I’m not sure I can answer your final question, which has been debated since ancient times. Perhaps it is a false question. You ask if the “true expression of the masses” is viable, but is there any such thing? In my opinion, there are no masses, only individuals. When the opinions of diverse individuals are reduced to a single choice (Ségo or Sarko?) then something is lost. Even in Plato’s time, “manipulation through simplistic mediatic words” was a problem. His solution was to have philosophers run the state. For me, Montesqieu’s concept of the balance of powers, enshrined in the U.S. Constitution, is a better solution. It’s an elegant compromise that makes sure that in competition for power, diverse views are heard. I suspect that is the best we can do.
Comment from leblase
Time: September 20, 2007, 12:14
Democracy is indeed hardly viable in this world.
Democracy is opposed to government, the way governance has always been practiced.
Your description of the goal of elections, once again, befits more a Republic (where people are selected to represent the mass) than a democracy (where people constantly take direct charge of issues).
I agree that, for practical reasons, we find ourselves in position to accept a constitutionnal governance, but I don’t agree that “the rules are equal for everyone, and my rights are protected. ” for different reasons that are not really the subject of the links you inserted in your post.
The bloggers mentionned -and your post- question the actual representative process of the elections as they are today.
It has already been a long time that the selective system of political parties, even the selective system within the parties has been perverted to the point where it now is an argument in America to boast of the results of fund-raising…
Fund-raising…Funds are the new criteria, and everybody seems to feel fine about this..
On another aspect, I’ll take the risk to say that the masses, bequieted as they are to the point of amorphism, generally have a faint and tainted idea of the issues at stake and are not really able or eager to decipher the lines of national and international politics, economies and finances.
The media they rely upon for their evaluation of the candidates are themselves biased either by economic links or by the relative efficiency of the professional journalists, who are themselves quite often manipulated by so-called experts (see the recent scandal of this Frenchman, fellow of the Nixon Institute and member of ABC’s board of experts, who published countless fake interviews) or by the usual suspects, i.e. the spokespersons.
Elections -the way they are regulated now-are most of the time the result of the manipulation of the masses, more than the expression of their true will.

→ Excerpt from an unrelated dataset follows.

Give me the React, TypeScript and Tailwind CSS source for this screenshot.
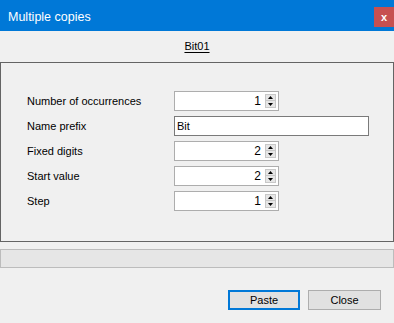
import React from "react";

const FONT = { fontFamily: '"Liberation Sans", Arial, sans-serif' };

const Spinner = () => (
  <div className="flex h-[14px] w-[11px] flex-col border border-[#c8c8c8] bg-[#e6e6e6]">
    <div className="flex h-1/2 items-center justify-center border-b border-[#c8c8c8]">
      <svg width="5" height="3" viewBox="0 0 5 3">
        <path d="M2.5 0 L5 3 L0 3 Z" fill="#000" />
      </svg>
    </div>
    <div className="flex h-1/2 items-center justify-center">
      <svg width="5" height="3" viewBox="0 0 5 3">
        <path d="M0 0 L5 0 L2.5 3 Z" fill="#000" />
      </svg>
    </div>
  </div>
);

const NumberField = ({ value }: { value: string }) => (
  <div className="flex h-[20px] w-[105px] items-center justify-end gap-[4px] border border-[#adadad] bg-white pr-[2px]">
    <span className="text-[12px] leading-none text-black">{value}</span>
    <Spinner />
  </div>
);

const ROWS = [
  { label: "Number of occurrences", value: "1" },
  { label: "Name prefix", text: "Bit" },
  { label: "Fixed digits", value: "2" },
  { label: "Start value", value: "2" },
  { label: "Step", value: "1" },
];

export default function App() {
  return (
    <div className="flex h-[323px] w-[394px] flex-col bg-[#f0f0f0]" style={FONT}>
      <div className="flex h-[31px] items-start justify-between bg-[#0078d7]">
        <span className="mt-[8px] pl-[8px] text-[12.5px] text-white">Multiple copies</span>
        <div className="mt-[7px] flex h-[20px] w-[20px] items-center justify-center bg-[#c75050] text-[11px] font-bold leading-none text-white">
          x
        </div>
      </div>

      <div className="flex h-[31px] items-center justify-center">
        <span className="text-[11px] text-black underline underline-offset-2">Bit01</span>
      </div>

      <div className="flex h-[180px] flex-col gap-[5px] border border-[#646464] pl-[26px] pt-[28px]">
        {ROWS.map((row) => (
          <div key={row.label} className="flex items-center">
            <span className="w-[147px] text-[11px] text-black">{row.label}</span>
            {row.text ? (
              <div className="flex h-[20px] w-[195px] items-center border border-[#7a7a7a] bg-white pl-[2px] text-[11px] text-black">
                {row.text}
              </div>
            ) : (
              <NumberField value={row.value!} />
            )}
          </div>
        ))}
      </div>

      <div className="mt-[7px] h-[19px] border border-[#bcbcbc] bg-[#e6e6e6]" />

      <div className="mt-[22px] flex justify-end gap-[8px] pr-[13px]">
        <button className="h-[20px] w-[72px] border-2 border-[#0078d7] bg-[#e1e1e1] text-[11px] leading-none text-black">
          Paste
        </button>
        <button className="h-[20px] w-[73px] border border-[#adadad] bg-[#e1e1e1] text-[11px] leading-none text-black">
          Close
        </button>
      </div>
    </div>
  );
}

That is not to say we must do without, but we have to change the rules in a way that will not be directed by the polls and the whims of TV, to mention only two of the real actors.
Comment from Mohamed
Time: September 21, 2007, 12:59
I wonder whether anyone here read a wonderful special in NEWSWEEK in the run
up to the 1988 electoral campaign. It was entitled, “The Keys to the White House”. It showed in detail how “political managers/coaches” suggested to people who had not tought of running for president or even a governor that they could very well take part in the campain and that they could win. The Special told everything about how money could be raised, how opponents could be disposed of, how to appear on a TV show, etc. In sum, it was a good read and proof that democracy is not only about principles, but also about personal glory, and worldly success.
Comment from Loula
Time: September 25, 2007, 22:43
Hello Gentlemen,
Eatbees, Leblase hehehe it is a remake of the pro and con of the republican ideal.
Ok, I tend to agree with Eatbees on participative democracy. It requires many procedural requirements and cannot be applied to every aspect of life simply because our beliefs could sometimes become obstacles to true debate. Some aspects of life can easily be debated such as the environment, others will never reach a middle ground such as the right to chose to carry a pregnancy or not. Accountability as said Eatbees is there and the right to vote is also there to get rid of those who didn’t live to our expectations.

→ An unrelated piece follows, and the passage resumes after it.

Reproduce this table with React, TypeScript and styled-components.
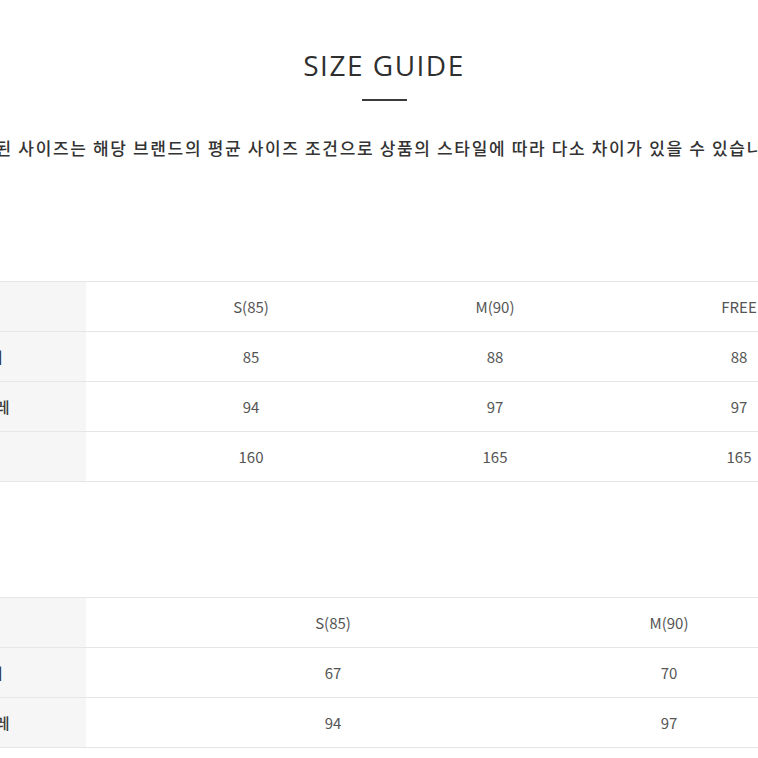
import React from "react";
import styled, { createGlobalStyle } from "styled-components";

const GlobalStyle = createGlobalStyle`
  html, body {
    margin: 0;
    padding: 0;
    background: #ffffff;
    overflow: hidden;
  }
  * { box-sizing: border-box; }
`;

const Page = styled.div`
  width: 758px;
  height: 758px;
  overflow: hidden;
  background: #fff;
  padding-top: 51px;
  font-family: "Noto Sans CJK KR", "Noto Sans", sans-serif;
`;

const Title = styled.h2`
  margin: 0;
  padding-left: 10px;
  font-family: "Open Sans", "Liberation Sans", sans-serif;
  font-weight: 400;
  font-size: 28px;
  line-height: 28px;
  letter-spacing: 1.5px;
  color: #2f2f2f;
  text-align: center;
`;

const Rule = styled.div`
  width: 45px;
  height: 2px;
  background: #3a3a3a;
  margin: 20px auto 0;
  transform: translateX(5px);
`;

const Intro = styled.p`
  margin: 35px 0 0 -39px;
  width: 810px;
  white-space: nowrap;
  font-size: 17px;
  line-height: 24px;
  letter-spacing: 1.65px;
  font-weight: 500;
  color: #333;
  text-align: center;
`;

const TableWrap = styled.div<{ $gap: number }>`
  margin-top: ${(p) => p.$gap}px;
  margin-left: -122px;
  border-top: 1px solid #e6e6e6;
  width: 1100px;
`;

const Row = styled.div<{ $cols: string }>`
  display: grid;
  grid-template-columns: ${(p) => p.$cols};
  height: 50px;
  border-bottom: 1px solid #e6e6e6;
`;

const LabelCell = styled.div`
  display: flex;
  align-items: center;
  justify-content: center;
  background: #f6f6f6;
  font-size: 15px;
  font-weight: 500;
  color: #3a3a3a;
  white-space: nowrap;
`;

const Cell = styled.div`
  display: flex;
  align-items: center;
  justify-content: center;
  font-size: 15px;
  color: #555;
  white-space: nowrap;
`;

type TableData = {
  cols: string;
  head: string[];
  rows: { label: string; values: string[] }[];
};

const tables: (TableData & { gap: number })[] = [
  {
    gap: 121,
    cols: "208px 330px 158px 330px",
    head: ["S(85)", "M(90)", "FREE"],
    rows: [
      { label: "총길이", values: ["85", "88", "88"] },
      { label: "가슴둘레", values: ["94", "97", "97"] },
      { label: "키", values: ["160", "165", "165"] },
    ],
  },
  {
    gap: 115,
    cols: "208px 494px 178px",
    head: ["S(85)", "M(90)"],
    rows: [
      { label: "총길이", values: ["67", "70"] },
      { label: "가슴둘레", values: ["94", "97"] },
    ],
  },
];

function SizeTable({ data, gap }: { data: TableData; gap: number }) {
  return (
    <TableWrap $gap={gap}>
      <Row $cols={data.cols}>
        <LabelCell />
        {data.head.map((h) => (
          <Cell key={h}>{h}</Cell>
        ))}
      </Row>
      {data.rows.map((r) => (
        <Row $cols={data.cols} key={r.label}>
          <LabelCell>{r.label}</LabelCell>
          {r.values.map((v, i) => (
            <Cell key={i}>{v}</Cell>
          ))}
        </Row>
      ))}
    </TableWrap>
  );
}

export default function App() {
  return (
    <>
      <GlobalStyle />
      <Page>
        <Title>SIZE GUIDE</Title>
        <Rule />
        <Intro>
          표기된 사이즈는 해당 브랜드의 평균 사이즈 조건으로 상품의 스타일에 따라 다소 차이가 있을 수 있습니다.
        </Intro>
        {tables.map((t, i) => (
          <SizeTable key={i} data={t} gap={t.gap} />
        ))}
      </Page>
    </>
  );
}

The problem is that democracy has been used and marinated in many sauces that it became a shadow.
Comment from eatbees
Time: September 26, 2007, 00:03
@leblase — I agree with you that democracy is largely a lost ideal today, or I wouldn’t have posted the quotes I did. It sometimes feels that the U.S. with its Roman Legions will be occupying faraway desert lands for the rest of our lifetimes and even those of our grandchildren. Indeed, the U.S. is part of a global system in which Sarkozy, Merkel, Brown, Putin and the rest all fail to speak out, because they all have a slice of the pie. But being an optimist, I can’t accept that it has to be this way. Our societies have rules for choosing our leaders, so it’s our own fault if we let ourselves be put to sleep, rather than using every means to leverage our power as citizens. “They” are succeeding because “they” have convinced us we no longer have that power. But we no longer have that power because we stopped exercising it, so it’s a vicious circle. Let’s break that circle! I think there is still room for a Gandhi, a King or a Mandela to wake up the rest of us and remind us of our options. It’s true that it will take “heroic commitment from millions of people inside and outside of government” as Jack Whelan said. I’m ready to help make that happen. What a cool thing it will be!
@everyone — I think the real issue everyone is pointing to is the corrupting influence of money in politics. This is even more obvious in a place like Morocco, where there is no real competition for power and the State functions as a private monopoly for the benefit of a few. But in the last generation or two, even the wealthy democracies have done a good job of rigging the game in a similar way. No matter who wins an election, no G8 or NATO nation is in danger of seeing its governing elite removed from power! Global corporate interests will continue their expansionist path, colonizing the rest of us. This is why I think it becomes important for democrats in the wealthy nations to make common cause, possibly for the first time, with democrats in the poorer nations. A tiny global elite is amassing power and wealth while escaping accountability, because their activites are beyond the reach of any single nation. Osama bin Laden isn’t the only “non-state actor” taking advantage of loopholes in the international system to escape responsibility. Global capitalism does the same! So democracy, economic justice and accountability will have to happen everywhere on earth, or not at all.